Head of Application Architecture, Altiscale

Soam Acharya is Head of Application Architecture at Altiscale, Inc, a company focused on building the world’s best Hadoop clusters. Previously, he was Chief Scientist and Architect of the Limelight Video Platform where he focussed on video analytics, hybrid cloud architectures and big data issues. Prior to acquisition by Limelight, he led Delve Network’s initiatives into semantic video, video search, analytics and cloud computing in AWS. In addition, Soam has also worked on web and enterprise search at Inktomi, LookSmart and Yahoo.

Charles Wimmer

Head of Operations, Altiscale

Prior to joining Altiscale, Charles was Site Reliability Engineer at LinkedIn in their web operations team, managing their Apache Traffic Server and HAProxy.

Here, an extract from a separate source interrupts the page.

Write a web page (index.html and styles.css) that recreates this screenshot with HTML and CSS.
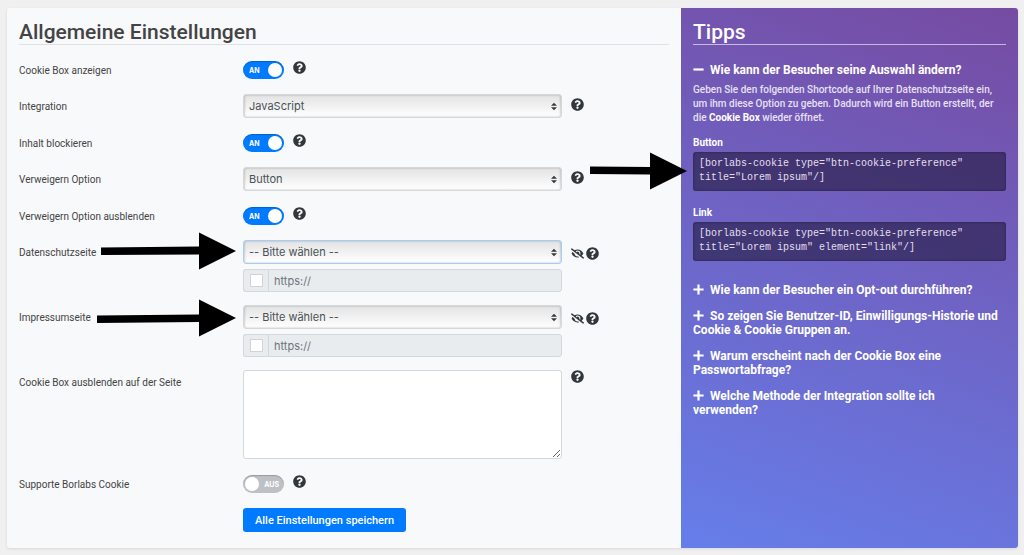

Prior to LinkedIn, he was a Principal Service Engineer at Yahoo!, where he ran tens of thousands of nodes in some of the world’s largest Hadoop clusters. He has experience in all aspects of large-scale technical operations—from network to storage to distributed systems. Charles has spoken at Hadoop Summits and Big Data Camps on the subject of Hadoop operations.

David Chaiken

Member of the technical staff, Altiscale

David Chaiken is a member of the technical staff at Altiscale, a start-up in Palo Alto that runs Hadoop as a service for other companies.

Before Altiscale, David served as the Chief Architect of Yahoo!, where he led teams building consumer advertising and media systems with Hadoop at their core. Over his career, David has also built voice search products for consumers, mobile enterprise applications, network management systems, project management software, a large-scale multiprocessor architecture, a tablet computer and several other information appliances.

David is an experienced speaker at industry conferences including keynoting the Saturn Conference and presenting at the ACM Chennai Chapter Lectures.

David’s favorite technologies include the RSA encryption algorithm, the C programming language, the ARM instruction set architecture, the CentOS distribution of Linux, and the build-on-grid-push-to-serving design pattern. In 1994, David earned a Ph.D. in electrical engineering and computer science from MIT.